Speed Limits and Safety Corridors

When it comes to getting around Arizona, the major Interstate highways may be the fastest option, but the state roads are far more scenic. Whichever way you choose to travel, though, you should be aware of the laws governing the use of these roadways first.

The standard speed limit on main interstates in Arizona is usually either 55 or 65 miles per hour as the roads pass through major cities and 75 miles per hour between major cities. Of course, there are exceptions. On a highway that does not have work zones or other special lower speed limits posted, an unwritten rule is that if going no more than nine miles over the speed limit (and not driving erratically) you probably won’t be stopped.

However, in December 2016, the Arizona Department of Transportation began designating Safety Corridors, segments of both urban and rural highways where serious traffic accidents seem more likely to occur. In a Safety Corridor, enforcement will be aggressive, and drivers may be ticketed for speeding and any other violations with zero tolerance, even if going only one mile over the speed limit. You will find these Safety Corridors on I-10, I-40, and US60. Signage indicates where the zero tolerance areas begin and end.

Certainly, if you are stopped for some other reason outside of a Safety Corridor, the officer might tack on a speeding violation, even if you're driving less than ten miles over the speed limit.

Interstate 10: East-to-West and North-to-South

There is one aspect to driving in Arizona that can be confusing relative to Interstate 10, an interstate highway that generally runs east to west across the country. However, in Central Arizona, between Phoenix and Tucson, the I-10 is a north to south-bound road, which means that you will see highway signs directing you to I-10 East or I-10 West, even though you are driving north or south.

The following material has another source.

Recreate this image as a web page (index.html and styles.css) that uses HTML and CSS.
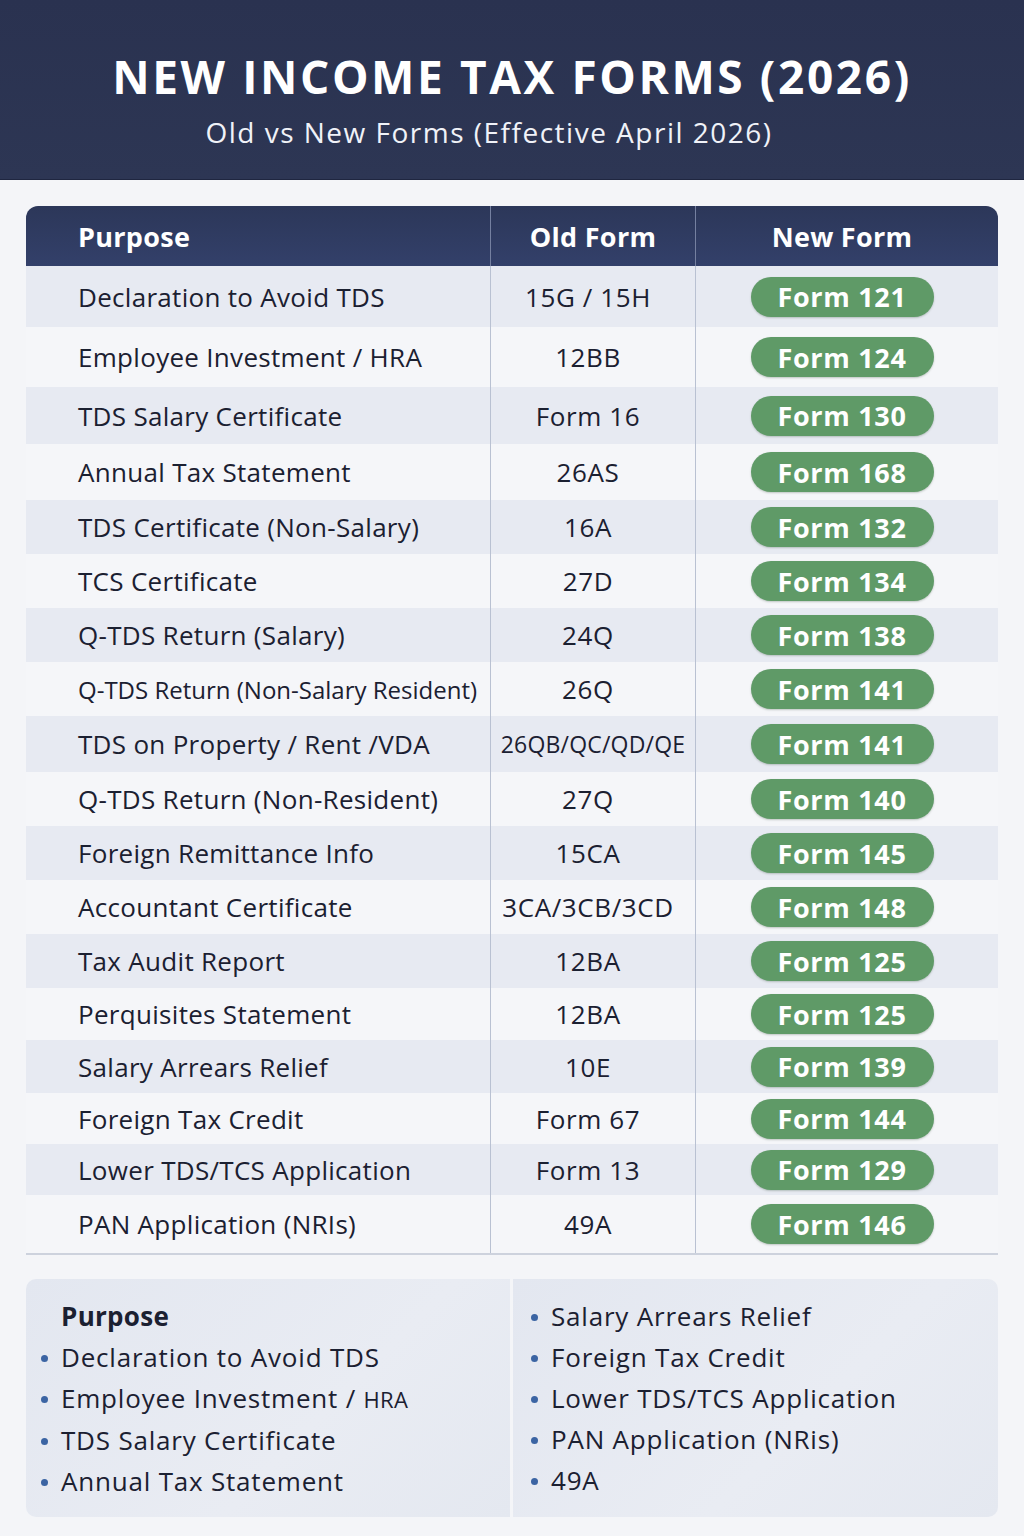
FILE: index.html
```html
<!DOCTYPE html>
<html lang="en">
<head>
<meta charset="utf-8">
<title>New Income Tax Forms (2026)</title>
<link rel="stylesheet" href="styles.css">
</head>
<body>
<header class="hero">
  <h1 class="hero-title">NEW INCOME TAX FORMS (2026)</h1>
  <p class="hero-sub">Old vs New Forms (Effective April 2026)</p>
</header>
<main class="content">
  <div class="table">
    <div class="row head">
      <div class="cell purpose">Purpose</div>
      <div class="cell old">Old Form</div>
      <div class="cell new">New Form</div>
    </div>
    <div class="row"><div class="cell purpose">Declaration to Avoid TDS</div><div class="cell old">15G / 15H</div><div class="cell new"><span class="badge">Form 121</span></div></div>
    <div class="row"><div class="cell purpose">Employee Investment / HRA</div><div class="cell old">12BB</div><div class="cell new"><span class="badge">Form 124</span></div></div>
    <div class="row"><div class="cell purpose">TDS Salary Certificate</div><div class="cell old">Form 16</div><div class="cell new"><span class="badge">Form 130</span></div></div>
    <div class="row"><div class="cell purpose">Annual Tax Statement</div><div class="cell old">26AS</div><div class="cell new"><span class="badge">Form 168</span></div></div>
    <div class="row"><div class="cell purpose">TDS Certificate (Non-Salary)</div><div class="cell old">16A</div><div class="cell new"><span class="badge">Form 132</span></div></div>
    <div class="row"><div class="cell purpose">TCS Certificate</div><div class="cell old">27D</div><div class="cell new"><span class="badge">Form 134</span></div></div>
    <div class="row"><div class="cell purpose">Q-TDS Return (Salary)</div><div class="cell old">24Q</div><div class="cell new"><span class="badge">Form 138</span></div></div>
    <div class="row"><div class="cell purpose tight">Q-TDS Return (Non-Salary Resident)</div><div class="cell old">26Q</div><div class="cell new"><span class="badge">Form 141</span></div></div>
    <div class="row"><div class="cell purpose">TDS on Property / Rent /VDA</div><div class="cell old small">26QB/QC/QD/QE</div><div class="cell new"><span class="badge">Form 141</span></div></div>
    <div class="row"><div class="cell purpose">Q-TDS Return (Non-Resident)</div><div class="cell old">27Q</div><div class="cell new"><span class="badge">Form 140</span></div></div>
    <div class="row"><div class="cell purpose">Foreign Remittance Info</div><div class="cell old">15CA</div><div class="cell new"><span class="badge">Form 145</span></div></div>
    <div class="row"><div class="cell purpose">Accountant Certificate</div><div class="cell old">3CA/3CB/3CD</div><div class="cell new"><span class="badge">Form 148</span></div></div>
    <div class="row"><div class="cell purpose">Tax Audit Report</div><div class="cell old">12BA</div><div class="cell new"><span class="badge">Form 125</span></div></div>
    <div class="row"><div class="cell purpose">Perquisites Statement</div><div class="cell old">12BA</div><div class="cell new"><span class="badge">Form 125</span></div></div>
    <div class="row"><div class="cell purpose">Salary Arrears Relief</div><div class="cell old">10E</div><div class="cell new"><span class="badge">Form 139</span></div></div>
    <div class="row"><div class="cell purpose">Foreign Tax Credit</div><div class="cell old">Form 67</div><div class="cell new"><span class="badge">Form 144</span></div></div>
    <div class="row"><div class="cell purpose">Lower TDS/TCS Application</div><div class="cell old">Form 13</div><div class="cell new"><span class="badge">Form 129</span></div></div>
    <div class="row"><div class="cell purpose">PAN Application (NRIs)</div><div class="cell old">49A</div><div class="cell new"><span class="badge">Form 146</span></div></div>
  </div>

  <section class="summary">
    <div class="panel left">
      <h2 class="panel-title">Purpose</h2>
      <ul class="list">
        <li>Declaration to Avoid TDS</li>
        <li>Employee Investment / <span class="sm">HRA</span></li>
        <li>TDS Salary Certificate</li>
        <li>Annual Tax Statement</li>
      </ul>
    </div>
    <div class="panel right">
      <ul class="list">
        <li>Salary Arrears Relief</li>
        <li>Foreign Tax Credit</li>
        <li>Lower TDS/TCS Application</li>
        <li>PAN Application (NRis)</li>
        <li>49A</li>
      </ul>
    </div>
  </section>
</main>
</body>
</html>
```

FILE: styles.css
```css
* { box-sizing: border-box; }

html, body {
  margin: 0;
  padding: 0;
}

body {
  width: 1024px;
  min-height: 1536px;
  background: #f4f5f8;
  font-family: "Open Sans", "Lato", sans-serif;
  color: #1b2031;
}

.hero {
  height: 180px;
  background: linear-gradient(180deg, #2a3250 0%, #2d3654 100%);
  color: #ffffff;
  text-align: center;
  padding-top: 49px;
  border-bottom: 1px solid #1f2640;
}

.hero-title {
  margin: 0;
  font-size: 46px;
  line-height: 54px;
  font-weight: 700;
  letter-spacing: 2.6px;
}

.hero-sub {
  margin: 12px 0 0;
  padding-right: 46px;
  font-size: 28px;
  line-height: 34px;
  font-weight: 400;
  letter-spacing: 1.5px;
  color: #f0f2f8;
}

.content {
  padding: 26px 26px 0;
}

.table {
  width: 972px;
  border-bottom: 2px solid #cdd2dd;
}

.row {
  display: grid;
  grid-template-columns: 464px 206px 302px;
  height: 54px;
}

.row:nth-child(even) { background: #e7eaf2; }
.row:nth-child(odd) { background: #f5f6f9; }

.row:nth-child(2) { height: 61px; }
.row:nth-child(3) { height: 60px; }
.row:nth-child(4) { height: 57px; }
.row:nth-child(5) { height: 56px; }
.row:nth-child(10) { height: 56px; }
.row:nth-child(15) { height: 52px; }
.row:nth-child(16) { height: 53px; }
.row:nth-child(17) { height: 51px; }
.row:nth-child(18) { height: 51px; }
.row:nth-child(19) { height: 58px; }

.row.head {
  height: 60px;
  background: linear-gradient(180deg, #2c3759 0%, #33406a 100%);
  border-radius: 12px 12px 0 0;
  color: #ffffff;
  font-weight: 700;
}

.cell {
  display: flex;
  align-items: center;
  font-size: 26px;
  letter-spacing: 0.3px;
}

.head .cell {
  font-size: 27px;
  letter-spacing: 0.3px;
}

.purpose {
  padding-left: 52px;
  white-space: nowrap;
}

.purpose.tight {
  font-size: 24px;
  letter-spacing: 0;
}

.old {
  justify-content: center;
  border-left: 1px solid #b9c1d2;
  border-right: 1px solid #b9c1d2;
  padding-right: 10px;
  white-space: nowrap;
  letter-spacing: 0.6px;
}

.head .old {
  border-color: #7580a0;
  padding-right: 0;
}

.old.small {
  font-size: 23px;
  padding-right: 0;
  letter-spacing: 0.2px;
}

.new {
  justify-content: center;
  padding-right: 10px;
}

.badge {
  display: inline-flex;
  align-items: center;
  justify-content: center;
  width: 183px;
  height: 40px;
  border-radius: 20px;
  background: #5f9a67;
  color: #ffffff;
  font-weight: 700;
  font-size: 27px;
  letter-spacing: 0.7px;
  box-shadow: 0 1px 2px rgba(30, 60, 35, 0.25);
}

.summary {
  margin-top: 24px;
  display: grid;
  grid-template-columns: 484px 485px;
  gap: 3px;
  height: 238px;
}

.panel {
  background: linear-gradient(135deg, #e3e7f0 0%, #e9ecf3 60%, #e4e8f0 100%);
  padding-top: 17px;
}

.panel.left {
  border-radius: 10px 0 0 10px;
  padding-left: 35px;
}

.panel.right {
  border-radius: 0 10px 10px 0;
  padding-left: 38px;
}

.panel-title {
  margin: 0;
  font-size: 26px;
  line-height: 41px;
  font-weight: 700;
  letter-spacing: 0.3px;
}

.list {
  margin: 0;
  padding: 0;
  list-style: none;
}

.list li {
  position: relative;
  font-size: 26px;
  line-height: 41px;
  letter-spacing: 0.8px;
  white-space: nowrap;
}

.list li::before {
  content: "";
  position: absolute;
  left: -20px;
  top: 18px;
  width: 7px;
  height: 7px;
  border-radius: 50%;
  background: #3b64a3;
}

.sm {
  font-size: 22px;
  letter-spacing: 0.3px;
}
```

If you are driving south from Phoenix to Tucson, you will take I-10 East. If you are driving north from Chandler to Phoenix, you will take I-10 West. The Interstate eventually does travel west again outside Downtown Phoenix as it moves on to Western Arizona communities and California.

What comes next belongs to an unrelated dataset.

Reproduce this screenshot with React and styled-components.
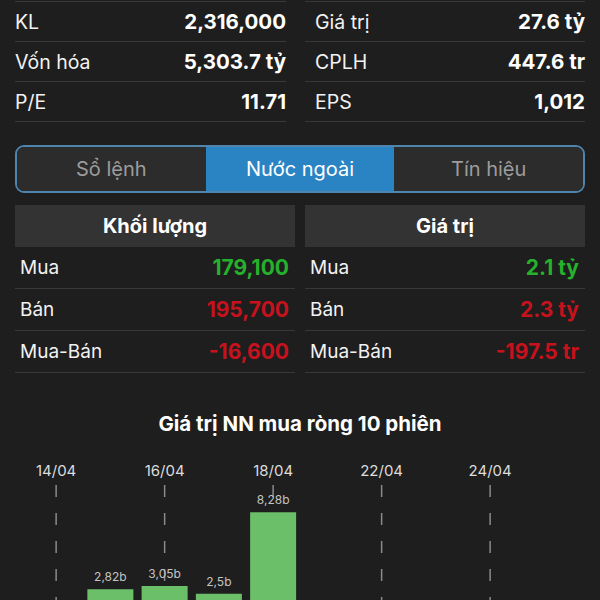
import React from 'react';
import styled, { createGlobalStyle } from 'styled-components';

const GlobalStyle = createGlobalStyle`
  body {
    margin: 0;
    background: #1e1e1e;
    font-family: Inter, "Liberation Sans", sans-serif;
    color: #ffffff;
  }
`;

const Page = styled.div`
  padding: 1px 15px 0;
`;

const StatsGrid = styled.div`
  display: grid;
  grid-template-columns: 271px 1fr;
  column-gap: 19px;
`;

const StatColumn = styled.div`
  border-bottom: 1px solid #383838;
`;

const StatRow = styled.div`
  height: 39px;
  border-top: 1px solid #383838;
  display: flex;
  align-items: center;
  justify-content: space-between;
  padding-left: ${p => (p.$inset ? '10px' : '0')};
`;

const StatLabel = styled.span`
  font-size: 19.5px;
  color: #f2f2f2;
`;

const StatValue = styled.span`
  font-size: 20.5px;
  font-weight: 700;
  color: #ffffff;
`;

const Tabs = styled.div`
  margin-top: 23px;
  height: 44px;
  border: 2px solid #4f84ad;
  border-radius: 9px;
  display: flex;
  overflow: hidden;
`;

const Tab = styled.div`
  flex: 1;
  display: flex;
  align-items: center;
  justify-content: center;
  font-size: 20px;
  background: ${p => (p.$active ? '#2a84c4' : '#2c2c2c')};
  color: ${p => (p.$active ? '#ffffff' : '#9c9c9c')};
`;

const Tables = styled.div`
  margin-top: 12px;
  display: grid;
  grid-template-columns: 1fr 1fr;
  column-gap: 10px;
`;

const TableHeader = styled.div`
  height: 42px;
  background: #333333;
  display: flex;
  align-items: center;
  justify-content: center;
  font-size: 20px;
  font-weight: 700;
`;

const TableRow = styled.div`
  height: 41px;
  border-bottom: 1px solid #383838;
  display: flex;
  align-items: center;
  justify-content: space-between;
  padding: 0 6px 0 5px;
`;

const RowLabel = styled.span`
  font-size: 19px;
  color: #f2f2f2;
`;

const RowValue = styled.span`
  font-size: 21px;
  font-weight: 700;
  color: ${p => (p.$tone === 'up' ? '#26b12d' : '#c7121d')};
`;

const ChartTitle = styled.div`
  margin-top: 39px;
  height: 24px;
  line-height: 24px;
  text-align: center;
  font-size: 20.5px;
  font-weight: 700;
`;

const ChartSvg = styled.svg`
  display: block;
  margin-top: 9px;
`;

const stats = [
  [
    ['KL', '2,316,000'],
    ['Vốn hóa', '5,303.7 tỷ'],
    ['P/E', '11.71'],
  ],
  [
    ['Giá trị', '27.6 tỷ'],
    ['CPLH', '447.6 tr'],
    ['EPS', '1,012'],
  ],
];

const tables = [
  {
    title: 'Khối lượng',
    rows: [
      ['Mua', '179,100', 'up'],
      ['Bán', '195,700', 'down'],
      ['Mua-Bán', '-16,600', 'down'],
    ],
  },
  {
    title: 'Giá trị',
    rows: [
      ['Mua', '2.1 tỷ', 'up'],
      ['Bán', '2.3 tỷ', 'down'],
      ['Mua-Bán', '-197.5 tr', 'down'],
    ],
  },
];

// net foreign buy value per session, in billions
const sessions = [
  { date: '14/04', value: 0 },
  { date: '15/04', value: 2.82 },
  { date: '16/04', value: 3.05 },
  { date: '17/04', value: 2.5 },
  { date: '18/04', value: 8.28 },
  { date: '21/04', value: 0 },
  { date: '22/04', value: 0 },
  { date: '23/04', value: 0 },
  { date: '24/04', value: 0 },
  { date: '25/04', value: 0 },
];

const SLOT = 54.25;
const LEFT = 14;
const BASE = 184;
const SCALE = 14.1;

const NetChart = () => (
  <ChartSvg width="570" height="155" viewBox="0 0 570 155">
    {sessions.map((s, i) => {
      if (i % 2) return null;
      const x = LEFT + SLOT * i + SLOT / 2;
      return (
        <g key={s.date}>
          <text x={x} y="31" textAnchor="middle" fontSize="15" fill="#dcdcdc" fontFamily="Inter, sans-serif">
            {s.date}
          </text>
          <line x1={x} y1="40" x2={x} y2="155" stroke="#8a8a8a" strokeWidth="1.5" strokeDasharray="12 16" />
        </g>
      );
    })}
    {sessions.filter(s => s.value > 0).map(s => {
      const i = sessions.indexOf(s);
      const cx = LEFT + SLOT * i + SLOT / 2;
      const h = s.value * SCALE;
      const y = BASE - h;
      return (
        <g key={'b' + s.date}>
          <rect x={cx - 23} y={y} width="46" height={h} fill="#6bbf69" />
          <text x={cx} y={y - 8} textAnchor="middle" fontSize="12" fill="#c4c4c4" fontFamily="Inter, sans-serif">
            {String(s.value).replace('.', ',')}b
          </text>
        </g>
      );
    })}
  </ChartSvg>
);

const App = () => (
  <Page>
    <GlobalStyle />
    <StatsGrid>
      {stats.map((col, ci) => (
        <StatColumn key={ci}>
          {col.map(([label, value]) => (
            <StatRow key={label} $inset={ci === 1}>
              <StatLabel>{label}</StatLabel>
              <StatValue>{value}</StatValue>
            </StatRow>
          ))}
        </StatColumn>
      ))}
    </StatsGrid>

    <Tabs>
      <Tab>Sổ lệnh</Tab>
      <Tab $active>Nước ngoài</Tab>
      <Tab>Tín hiệu</Tab>
    </Tabs>

    <Tables>
      {tables.map(t => (
        <div key={t.title}>
          <TableHeader>{t.title}</TableHeader>
          {t.rows.map(([label, value, tone]) => (
            <TableRow key={label}>
              <RowLabel>{label}</RowLabel>
              <RowValue $tone={tone}>{value}</RowValue>
            </TableRow>
          ))}
        </div>
      ))}
    </Tables>

    <ChartTitle>Giá trị NN mua ròng 10 phiên</ChartTitle>
    <NetChart />
  </Page>
);

export default App;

Carpool and High Occupancy Vehicle Lanes

Major highways in Arizona—especially in and near major cities—have high occupancy vehicle (HOV) lanes, which are designated for cars with two or more total passengers (including the driver). There are certain hours when anyone can drive in those lanes and other hours when they are restricted. The fine is steep if you are stopped for driving in an HOV lane when you shouldn’t.

Additionally, the lines on the highways as they relate to the HOV lanes can be confusing. It is a rule of thumb everywhere else that you are not supposed to change lanes over a solid white lane, but the HOV lane in Arizona is an exception. You may enter or leave the lane at any time; ignore the solid line. In fact, according to ADOT, the double solid white lines also mean nothing. They are just spacers with no associated additional regulations.

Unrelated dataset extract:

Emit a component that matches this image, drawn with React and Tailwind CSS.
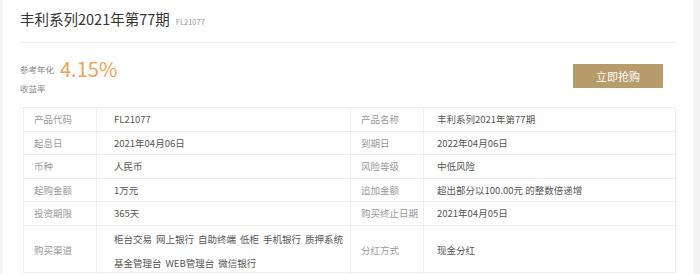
import React from 'react';

const rows = [
    ['产品代码', 'FL21077', '产品名称', '丰利系列2021年第77期'],
    ['起息日', '2021年04月06日', '到期日', '2022年04月06日'],
    ['币种', '人民币', '风险等级', '中低风险'],
    ['起购金额', '1万元', '追加金额', '超出部分以100.00元 的整数倍递增'],
    ['投资期限', '365天', '购买终止日期', '2021年04月05日'],
];

const channels = ['柜台交易', '网上银行', '自助终端', '低柜', '手机银行', '质押系统', '基金管理台', 'WEB管理台', '微信银行'];

const font = { fontFamily: '"Noto Sans CJK SC", "Noto Sans", sans-serif' };

const Cell = ({ children, kind, last }) => (
    <div
        className={
            'flex items-center border-[#eeeeee] ' +
            (last ? '' : 'border-r ') +
            (kind === 'label' ? 'pl-[10px] text-[#999999]' : kind === 'v1' ? 'pl-[17px] text-[#555555]' : 'pl-[13px] text-[#555555]')
        }
    >
        {children}
    </div>
);

const App = () => {
    return (
        <div className="w-[700px] h-[274px] bg-[#f4f4f4] overflow-hidden" style={font}>
            <div className="ml-[3px] w-[690px] h-[274px] bg-white">
                {/* Title */}
                <div className="flex items-baseline pl-[17px] pt-[8px] h-[42px]">
                    <h1 className="text-[14.5px] text-[#333333] leading-[22px]">丰利系列2021年第77期</h1>
                    <span className="ml-[6px] text-[7.5px] text-[#999999]">FL21077</span>
                </div>
                <div className="mx-[17px] h-px bg-[#f2f2f2]"></div>

                {/* Rate + button */}
                <div className="flex items-start justify-between pl-[17px] pr-[30px] h-[64px]">
                    <div className="pt-[14px]">
                        <div className="flex items-center">
                            <span className="text-[8.5px] text-[#888888]">参考年化</span>
                            <span className="ml-[6px] text-[20px] leading-[24px] text-[#f0a255]">4.15%</span>
                        </div>
                        <div className="text-[8.5px] text-[#888888] leading-[12px] mt-[1px]">收益率</div>
                    </div>
                    <button className="mt-[21px] w-[90px] h-[24px] bg-[#b89b6b] text-white text-[11px]">立即抢购</button>
                </div>

                {/* Table */}
                <div className="ml-[17px] mr-[17px] border-t border-[#f0f0f0]">
                    <div className="ml-[3px] w-[653px] border-x border-b border-[#eeeeee] text-[9.5px]">
                        {rows.map((r, i) => (
                            <div key={i} className={'grid grid-cols-[73px_254px_73px_251px] border-b border-[#eeeeee] ' + (i % 2 === 0 ? 'h-[24px]' : 'h-[23px]')}>
                                <Cell kind="label">{r[0]}</Cell>
                                <Cell kind="v1">{r[1]}</Cell>
                                <Cell kind="label">{r[2]}</Cell>
                                <Cell kind="v2" last>{r[3]}</Cell>
                            </div>
                        ))}
                        <div className="grid grid-cols-[73px_254px_73px_251px] h-[46px]">
                            <Cell kind="label">购买渠道</Cell>
                            <div className="border-r border-[#eeeeee] pl-[17px] pr-[4px] pt-px flex flex-wrap content-start gap-x-[4px] text-[#555555] leading-[24px]">
                                {channels.map((c) => (
                                    <span key={c}>{c}</span>
                                ))}
                            </div>
                            <Cell kind="label">分红方式</Cell>
                            <Cell kind="v2" last>现金分红</Cell>
                        </div>
                    </div>
                </div>
            </div>
        </div>
    );
};

export default App;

HOV lanes do have exits; however, you are not permitted to use an HOV exit unless you are legally entitled to use the HOV lanes. Finally, if your car is a hybrid or other special vehicle, you still can’t use the HOV lane without another person riding with you unless you have a special environmental plate or placard from Arizona MVD.

Navigating Phoenix

There are three major issues that most tourists face when driving in Downtown Phoenix: troubles understanding where the METRO Light Rail runs, problems navigating the exits along the 202 Loop, and navigating the "suicide lanes" on 7th Avenue.

  • Someone who is not familiar with the streets of Downtown Phoenix can be easily confused, not only by the one-way streets and street restrictions but also by trying to avoid turning into the tracks. If you don’t have to drive into Downtown Phoenix, try actually riding the METRO Light Rail instead.
  • Known as the Red Mountain Freeway in Phoenix and the Santan Freeway in the East Valley, the 202 Loop is actually not a complete loop; it's just three sides of an oval. When you are driving on a north-to-south highway like I-10 or SR101, you will cross over the Loop 202 twice, once over the northern part of the oval (Red Mountain) and once over the southern part of the oval (Santan). If someone tells you to “exit at the 202” make sure you know which 202 to take!
  • As in any city, rush hour in Phoenix is no treat, but there is an added feature of which you should be aware if you are driving north or south on 7th Avenue (McDowell Road to Northern Avenue) or on 7th Street (McDowell Road to Dunlap Avenue): they are reversible lanes. Not-so-fondly referred to as “suicide lanes,” the intention is to use the center turning lane for southbound traffic during the morning commute and for northbound traffic during the evening commute. Since you can’t make left turns at major intersections during these designated times, traffic in these lanes often slows for people turning left onto residential streets, or for people who just forgot, didn’t check the time, or don’t know they can’t make turns coming from the non-rush-hour side. Our advice is to stay out of not only the suicide lane but also the left lane to avoid cars swerving into it from the suicide lane.

    Smoking in Cars With Kids

    Although legislation has been proposed numerous times for a statewide ban on smoking in the car while children are present, only a handful of states across the country have done so thus far. However, the City of Tempe has a law that prohibits anyone from smoking in a vehicle with a person under 18 years of age in the vehicle.

    While they say they won’t stop you just for that, they may cite you under the "no smoking around kids" rule if you get stopped for some other reason. Be aware that most of our cities and towns in the metro Phoenix area are adjacent, with little notice of when you're leaving one and entering another. It may just be safer to not smoke with the kids in the car at all in Arizona.